Cinematography: Lucien Ballard
Art Directors: Hal Pereira, Tambi Larsen, Al Roelofs
Film Editor: Frank Bracht
Original Music: Alfred Newman
Screenplay by John Michael Hayes based on the character in the novel The Carpetbaggers created by Harold Robbins
Executive Producer: Joseph E. Levine
Produced and Directed by Henry Hathaway
By the middle ’60s, wildcat producer Joseph E. Levine had become a potent force in filmmaking. Just a few years earlier he’d made his mark with foreign imports, re-editing, re-dubbing them and sometimes spending a fortune on saturation advertising: Gojira, Le fatiche de Ercole, Jack the Ripper, Vynález Zkázy. By 1962 he’d bought his way into indirect producership on MGM’s Boys’ Night Out and 20th Fox & Titanus’ Sodom and Gomorrah. Paperback trash novels then became his forte, with Polly Adler’s A House is Not a Home, Landau and Shulman’s Harlow and finally Harold Robbins’ The Carpetbaggers, the steamy tale of Jonas Cord, a Howard Hughes- like wheeler-dealer played by George Peppard.
Levine must have had some creative attorneys, for he retained the right to spin off additional movies based on characters in The Carpetbaggers, in particular Jonas Cord’s substitute father and mentor Nevada Smith, played by Alan Ladd. The result is Nevada Smith, a 1966 prequel starring Steve McQueen in his first starring action vehicle.
Levine and Paramount had hired Edward Dmytryk for Carpetbaggers; they turned to a proven western expert to tell the story of Nevada Smith.
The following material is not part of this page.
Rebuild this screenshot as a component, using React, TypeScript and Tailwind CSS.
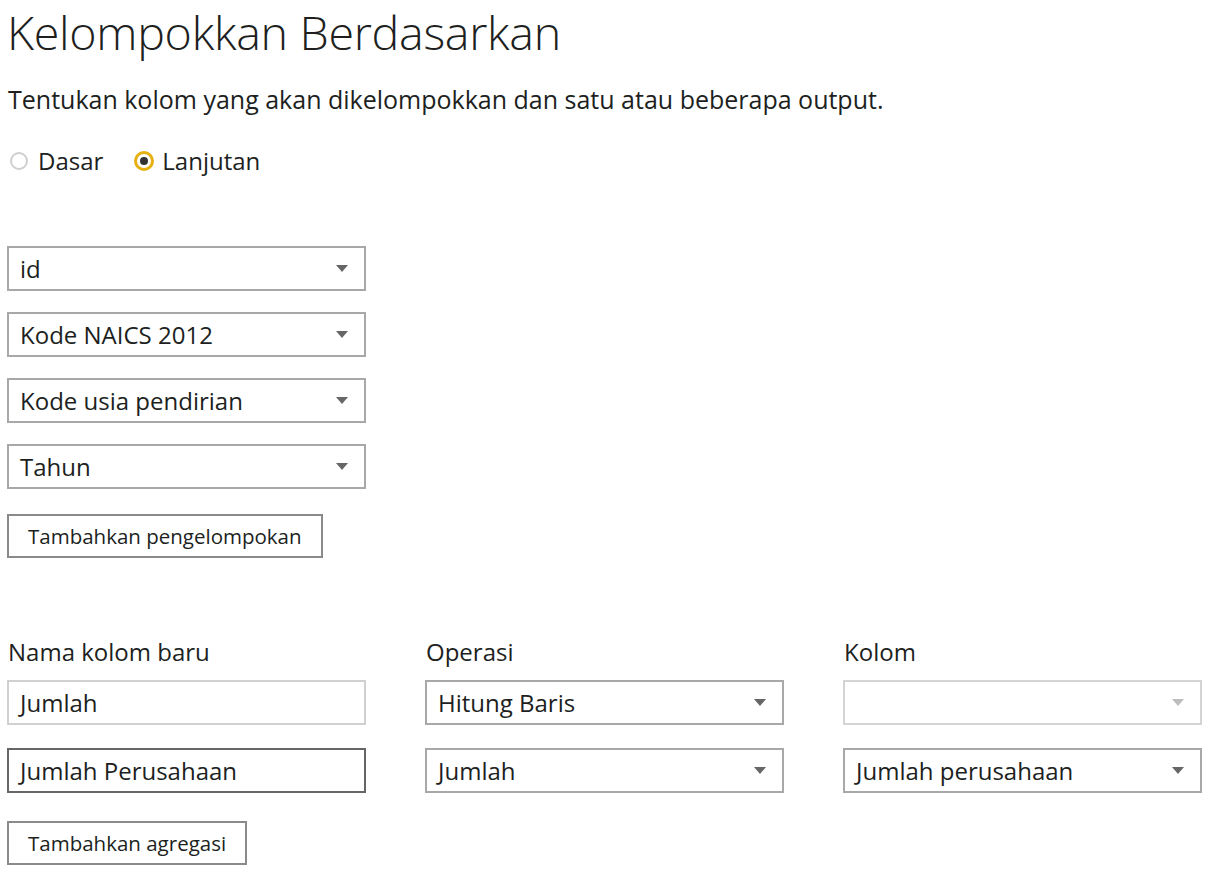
import { ReactNode } from 'react';

const font = { fontFamily: '"Open Sans", "Noto Sans", sans-serif' };

function Arrow({ faded }: { faded?: boolean }) {
  return (
    <svg width="12" height="7" viewBox="0 0 12 7" className="shrink-0">
      <path d="M0 0 L12 0 L6 7 Z" fill={faded ? '#bdbdbd' : '#666666'} />
    </svg>
  );
}

function Select({ value, disabled }: { value?: string; disabled?: boolean }) {
  return (
    <div
      className={`flex items-center justify-between h-[45px] w-[359px] pl-[11px] pr-[16px] border-2 bg-white ${
        disabled ? 'border-[#d4d4d4]' : 'border-[#a8a8a8]'
      }`}
    >
      <span className="text-[24px] leading-none text-[#201f1e]">{value}</span>
      <Arrow faded={disabled} />
    </div>
  );
}

function TextBox({ value, focused }: { value: string; focused?: boolean }) {
  return (
    <div
      className={`flex items-center h-[45px] w-[359px] pl-[11px] border-2 bg-white ${
        focused ? 'border-[#666666]' : 'border-[#d0d0d0]'
      }`}
    >
      <span className="text-[24px] leading-none text-[#201f1e]">{value}</span>
    </div>
  );
}

function Button({ children }: { children: ReactNode }) {
  return (
    <button className="h-[44px] px-[19px] border-2 border-[#8a8a8a] bg-white text-[20.5px] leading-none text-[#201f1e]">
      {children}
    </button>
  );
}

export default function App() {
  return (
    <div className="min-h-screen bg-white text-[#201f1e] pl-[7px]" style={font}>
      <h1 className="text-[46.6px] font-light leading-[64px] tracking-[-0.3px]">Kelompokkan Berdasarkan</h1>

      <p className="mt-[20px] pl-[1px] text-[25px] leading-[30px]">
        Tentukan kolom yang akan dikelompokkan dan satu atau beberapa output.
      </p>

      <div className="mt-[31px] flex items-center h-[32px] pl-[3px]">
        <span className="w-[18px] h-[18px] rounded-full border-2 border-[#cfcfcf]" />
        <span className="ml-[10px] text-[24px]">Dasar</span>
        <span className="ml-[31px] w-[20px] h-[20px] rounded-full border-[3px] border-[#e6b110] flex items-center justify-center">
          <span className="w-[8px] h-[8px] rounded-full bg-[#333333]" />
        </span>
        <span className="ml-[8px] text-[24px]">Lanjutan</span>
      </div>

      <div className="mt-[69px] flex flex-col gap-[21px]">
        <Select value="id" />
        <Select value="Kode NAICS 2012" />
        <Select value="Kode usia pendirian" />
        <Select value="Tahun" />
        <div className="mt-[4px]">
          <Button>Tambahkan pengelompokan</Button>
        </div>
      </div>

      <div className="mt-[79px] grid grid-cols-[359px_359px_359px] gap-x-[59px]">
        <div className="text-[24px] leading-[30px] pl-[1px]">Nama kolom baru</div>
        <div className="text-[24px] leading-[30px] pl-[1px]">Operasi</div>
        <div className="text-[24px] leading-[30px] pl-[1px]">Kolom</div>
      </div>

      <div className="mt-[13px] grid grid-cols-[359px_359px_359px] gap-x-[59px] gap-y-[23px]">
        <TextBox value="Jumlah" />
        <Select value="Hitung Baris" />
        <Select disabled />
        <TextBox value="Jumlah Perusahaan" focused />
        <Select value="Jumlah" />
        <Select value="Jumlah perusahaan" />
      </div>

      <div className="mt-[28px]">
        <Button>Tambahkan agregasi</Button>
      </div>
    </div>
  );
}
Henry Hathaway had begun his feature career in westerns, and he’d lately been spinning hits for John Wayne — North to Alaska, The Sons of Katie Elder. He’d cap his directing career with the marvelous original version of True Grit. For Nevada Smith Hathaway and screenwriter John Michael Hayes (Rear Window) extend the violence of Hathaway’s previous From Hell to Texas.
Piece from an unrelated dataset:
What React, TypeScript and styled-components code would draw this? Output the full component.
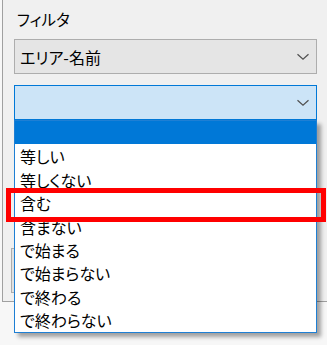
import React from "react";
import styled, { createGlobalStyle } from "styled-components";

const Global = createGlobalStyle`
  html, body { margin: 0; padding: 0; background: #f7f7f7; }
  body {
    font-family: "Noto Sans CJK JP", "Noto Sans", sans-serif;
    font-feature-settings: "palt";
    color: #000;
    overflow: hidden;
  }
`;

const Stage = styled.div`
  position: relative;
  width: 327px;
  height: 345px;
  overflow: hidden;
`;

const Panel = styled.div`
  margin-left: 2px;
  width: 340px;
  height: 302px;
  box-sizing: border-box;
  background: #f0f0f0;
  border-left: 1px solid #a0a0a0;
  border-bottom: 1px solid #a0a0a0;
  padding: 8px 0 0 8px;
  display: flex;
  flex-direction: column;
`;

const Label = styled.div`
  font-size: 15.5px;
  line-height: 22px;
  height: 22px;
  margin-left: 6px;
`;

const Combo = styled.div<{ $active?: boolean }>`
  margin-left: 3px;
  width: 303px;
  height: 35px;
  box-sizing: border-box;
  border: 1px solid ${(p) => (p.$active ? "#0078d7" : "#adadad")};
  background: ${(p) => (p.$active ? "#cce4f7" : "#e5e5e5")};
  display: flex;
  align-items: center;
  justify-content: space-between;
  padding: 0 6px 0 5px;
  font-size: 16px;
`;

const ComboText = styled.span`
  line-height: 20px;
  padding-top: 1px;
`;

const Chevron = () => (
  <svg width="14" height="8" viewBox="0 0 14 8">
    <path d="M1.5 1.2 L7 6.3 L12.5 1.2" fill="none" stroke="#505050" strokeWidth="1.2" />
  </svg>
);

const Gap = styled.div<{ $h: number }>`
  height: ${(p) => p.$h}px;
  flex: none;
`;

const HiddenButton = styled.div`
  width: 120px;
  height: 45px;
  box-sizing: border-box;
  border: 1px solid #adadad;
  background: #e1e1e1;
`;

const List = styled.ul`
  position: absolute;
  left: 14px;
  top: 120px;
  width: 303px;
  height: 213px;
  box-sizing: border-box;
  margin: 0;
  padding: 0;
  list-style: none;
  background: #fff;
  border: 1px solid #1e7fd4;
  box-shadow: 4px 4px 4px rgba(0, 0, 0, 0.35);
`;

const Item = styled.li<{ $selected?: boolean }>`
  height: 23.4px;
  box-sizing: border-box;
  padding: 1px 0 0 5px;
  font-size: 16px;
  line-height: 22px;
  white-space: nowrap;
  background: ${(p) => (p.$selected ? "#0078d7" : "transparent")};
  color: ${(p) => (p.$selected ? "#fff" : "#000")};
`;

const Highlight = styled.div`
  position: absolute;
  left: 6px;
  top: 188px;
  width: 320px;
  height: 34px;
  box-sizing: border-box;
  border: 5px solid #ff0000;
`;

const items = ["", "等しい", "等しくない", "含む", "含まない", "で始まる", "で始まらない", "で終わる", "で終わらない"];

export default function App() {
  return (
    <Stage>
      <Global />
      <Panel>
        <Label>フィルタ</Label>
        <Gap $h={9} />
        <Combo>
          <ComboText>エリア-名前</ComboText>
          <Chevron />
        </Combo>
        <Gap $h={11} />
        <Combo $active>
          <ComboText />
          <Chevron />
        </Combo>
        <Gap $h={128} />
        <HiddenButton />
      </Panel>
      <List>
        {items.map((t, i) => (
          <Item key={i} $selected={i === 0}>
            {t}
          </Item>
        ))}
      </List>
      <Highlight />
    </Stage>
  );
}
The sprawling tale gives Steve McQueen a breakout part after his two well-received dramas Love with the Proper Stranger and The Cincinatti Kid. The tough Henry Hathaway and authoritative Robert Wise may have been the last two directors who could tell McQueen what to do on the set. He was already leveraging his star clout to take full control of his career. Perhaps the star and director got along well because McQueen had his own money in the show – Nevada Smith was a 3-way deal with Paramount and Levine’s Embassy pictures backing up Steve McQueen’s personal Solar Productions.
Nevada Smith is a revenge story writ large, expanding on the fury underlying John Ford’s The Searchers. Hathaway even uses Ford’s iconic doorway frame to show the young hero fearfully entering the cabin where his parents have been slaughtered. Instead of warning Max not to ‘waste his life in vengeance,’ a neighbor lady (Josephine Hutchinson of Son of Frankenstein) urges him to go get ’em: “There is no law.”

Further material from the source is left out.